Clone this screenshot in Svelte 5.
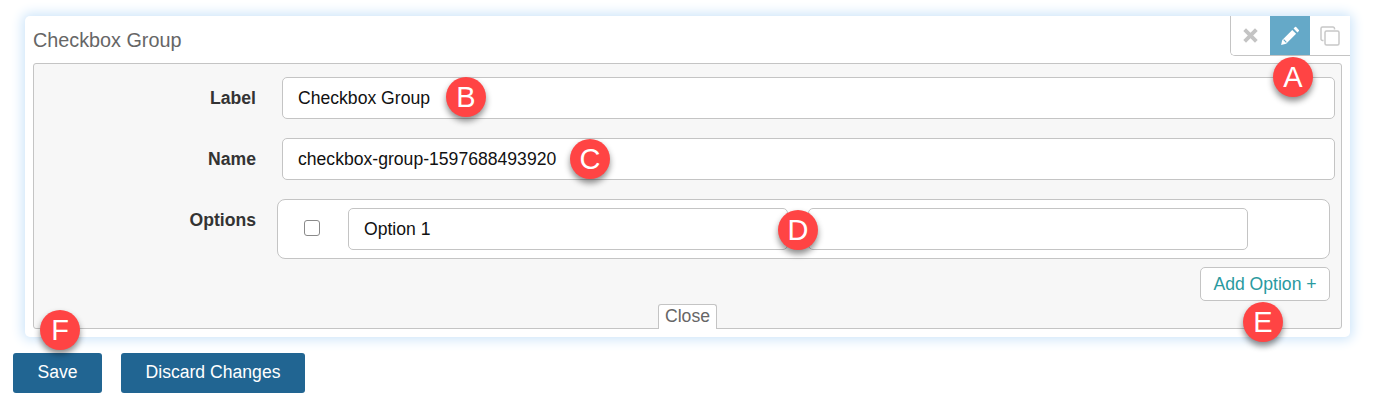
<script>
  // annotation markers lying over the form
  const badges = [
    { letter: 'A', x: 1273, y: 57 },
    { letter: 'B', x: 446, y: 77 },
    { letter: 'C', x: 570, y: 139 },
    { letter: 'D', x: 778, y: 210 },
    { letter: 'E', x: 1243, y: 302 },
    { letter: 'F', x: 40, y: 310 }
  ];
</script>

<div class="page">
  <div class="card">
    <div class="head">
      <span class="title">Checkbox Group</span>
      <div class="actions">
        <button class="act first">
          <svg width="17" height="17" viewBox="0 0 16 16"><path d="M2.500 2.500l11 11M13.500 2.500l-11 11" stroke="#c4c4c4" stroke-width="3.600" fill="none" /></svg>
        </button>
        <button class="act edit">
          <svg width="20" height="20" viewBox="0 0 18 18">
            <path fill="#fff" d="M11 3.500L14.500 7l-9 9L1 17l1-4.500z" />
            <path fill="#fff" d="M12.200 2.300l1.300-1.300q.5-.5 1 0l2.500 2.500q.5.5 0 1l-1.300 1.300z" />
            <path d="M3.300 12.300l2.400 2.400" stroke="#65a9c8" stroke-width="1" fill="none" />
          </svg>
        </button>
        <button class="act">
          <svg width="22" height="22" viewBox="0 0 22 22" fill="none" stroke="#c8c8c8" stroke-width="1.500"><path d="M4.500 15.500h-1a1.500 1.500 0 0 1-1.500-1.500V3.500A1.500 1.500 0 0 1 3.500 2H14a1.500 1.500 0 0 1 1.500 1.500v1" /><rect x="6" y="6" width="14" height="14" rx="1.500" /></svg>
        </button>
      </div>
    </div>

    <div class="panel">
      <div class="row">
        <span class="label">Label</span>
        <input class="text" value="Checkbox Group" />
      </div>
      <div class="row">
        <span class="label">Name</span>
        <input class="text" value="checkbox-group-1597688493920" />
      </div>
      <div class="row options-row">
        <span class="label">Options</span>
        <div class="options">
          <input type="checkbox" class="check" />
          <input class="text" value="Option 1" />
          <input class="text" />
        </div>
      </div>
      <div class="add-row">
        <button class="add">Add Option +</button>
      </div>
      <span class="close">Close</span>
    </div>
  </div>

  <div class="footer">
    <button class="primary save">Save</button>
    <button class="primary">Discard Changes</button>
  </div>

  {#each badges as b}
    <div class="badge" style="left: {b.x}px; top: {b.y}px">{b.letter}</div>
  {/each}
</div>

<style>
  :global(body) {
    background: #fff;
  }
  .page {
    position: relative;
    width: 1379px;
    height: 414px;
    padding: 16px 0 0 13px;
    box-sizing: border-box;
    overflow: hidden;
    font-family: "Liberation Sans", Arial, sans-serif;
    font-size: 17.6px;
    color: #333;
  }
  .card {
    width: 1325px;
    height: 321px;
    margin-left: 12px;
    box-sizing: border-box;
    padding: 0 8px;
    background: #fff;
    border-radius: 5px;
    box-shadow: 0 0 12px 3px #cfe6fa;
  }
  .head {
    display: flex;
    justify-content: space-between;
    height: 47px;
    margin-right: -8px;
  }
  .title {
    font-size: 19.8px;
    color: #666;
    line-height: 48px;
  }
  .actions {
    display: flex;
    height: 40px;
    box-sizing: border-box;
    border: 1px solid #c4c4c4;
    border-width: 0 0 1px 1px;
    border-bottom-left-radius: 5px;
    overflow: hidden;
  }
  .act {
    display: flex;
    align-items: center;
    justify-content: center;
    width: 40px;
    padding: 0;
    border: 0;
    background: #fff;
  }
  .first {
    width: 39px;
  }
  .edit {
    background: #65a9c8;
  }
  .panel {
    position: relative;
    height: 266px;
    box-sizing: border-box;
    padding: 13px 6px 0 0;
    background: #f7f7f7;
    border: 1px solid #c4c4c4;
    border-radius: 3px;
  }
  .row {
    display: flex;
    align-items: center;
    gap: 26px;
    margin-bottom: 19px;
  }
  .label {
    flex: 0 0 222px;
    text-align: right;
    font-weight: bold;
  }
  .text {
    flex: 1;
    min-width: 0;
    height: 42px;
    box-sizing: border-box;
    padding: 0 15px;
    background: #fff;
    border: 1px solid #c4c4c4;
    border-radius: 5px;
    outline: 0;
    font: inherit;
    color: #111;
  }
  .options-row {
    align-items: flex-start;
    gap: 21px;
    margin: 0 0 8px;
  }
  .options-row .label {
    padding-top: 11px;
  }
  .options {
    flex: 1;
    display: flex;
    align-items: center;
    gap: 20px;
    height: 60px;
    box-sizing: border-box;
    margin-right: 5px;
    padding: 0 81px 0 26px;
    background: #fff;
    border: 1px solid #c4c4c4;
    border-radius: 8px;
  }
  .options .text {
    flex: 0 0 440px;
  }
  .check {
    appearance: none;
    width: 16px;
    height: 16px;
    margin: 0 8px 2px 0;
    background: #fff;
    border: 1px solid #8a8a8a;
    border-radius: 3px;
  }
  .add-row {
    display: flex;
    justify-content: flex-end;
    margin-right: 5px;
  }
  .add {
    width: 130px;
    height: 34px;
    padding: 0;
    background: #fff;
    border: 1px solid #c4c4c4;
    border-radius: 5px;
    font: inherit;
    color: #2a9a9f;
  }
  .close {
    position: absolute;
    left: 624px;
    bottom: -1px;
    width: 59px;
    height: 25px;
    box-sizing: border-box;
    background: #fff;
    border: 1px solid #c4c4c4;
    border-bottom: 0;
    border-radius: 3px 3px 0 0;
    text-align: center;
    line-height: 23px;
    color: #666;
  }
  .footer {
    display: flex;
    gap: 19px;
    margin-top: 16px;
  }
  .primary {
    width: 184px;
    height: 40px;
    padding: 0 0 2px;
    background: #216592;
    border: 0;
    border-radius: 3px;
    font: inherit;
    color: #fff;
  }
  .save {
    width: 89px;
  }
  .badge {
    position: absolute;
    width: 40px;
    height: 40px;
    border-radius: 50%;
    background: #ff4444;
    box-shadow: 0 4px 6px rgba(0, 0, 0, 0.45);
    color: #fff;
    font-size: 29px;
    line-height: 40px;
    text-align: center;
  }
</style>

* * *

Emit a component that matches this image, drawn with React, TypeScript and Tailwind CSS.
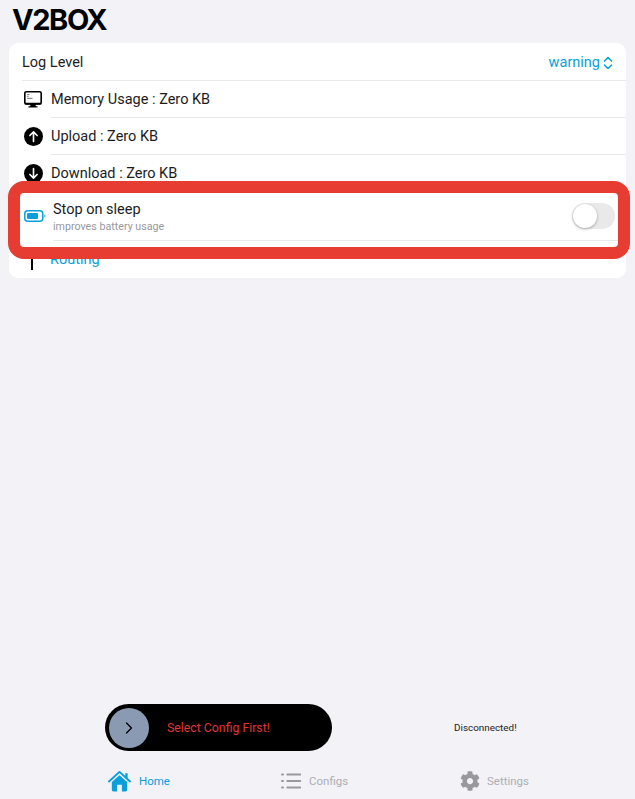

==

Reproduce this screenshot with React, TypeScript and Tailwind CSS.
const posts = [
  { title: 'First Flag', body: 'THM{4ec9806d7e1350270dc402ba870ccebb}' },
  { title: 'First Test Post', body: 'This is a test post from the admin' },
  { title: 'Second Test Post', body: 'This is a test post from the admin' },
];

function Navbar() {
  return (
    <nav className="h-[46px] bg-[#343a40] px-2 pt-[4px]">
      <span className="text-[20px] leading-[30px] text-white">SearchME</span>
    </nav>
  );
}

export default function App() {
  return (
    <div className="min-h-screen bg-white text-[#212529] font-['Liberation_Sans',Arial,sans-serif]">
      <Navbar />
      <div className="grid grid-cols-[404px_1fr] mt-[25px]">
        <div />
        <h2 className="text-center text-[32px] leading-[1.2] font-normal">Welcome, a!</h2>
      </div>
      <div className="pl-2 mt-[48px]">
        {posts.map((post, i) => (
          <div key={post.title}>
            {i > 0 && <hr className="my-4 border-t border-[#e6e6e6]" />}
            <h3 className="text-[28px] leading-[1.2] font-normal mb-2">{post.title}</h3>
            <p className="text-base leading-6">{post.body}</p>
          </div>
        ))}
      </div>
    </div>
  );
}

Objective
Count the lines above that contain the word "Tailwind", and give only that number.

Task solution
2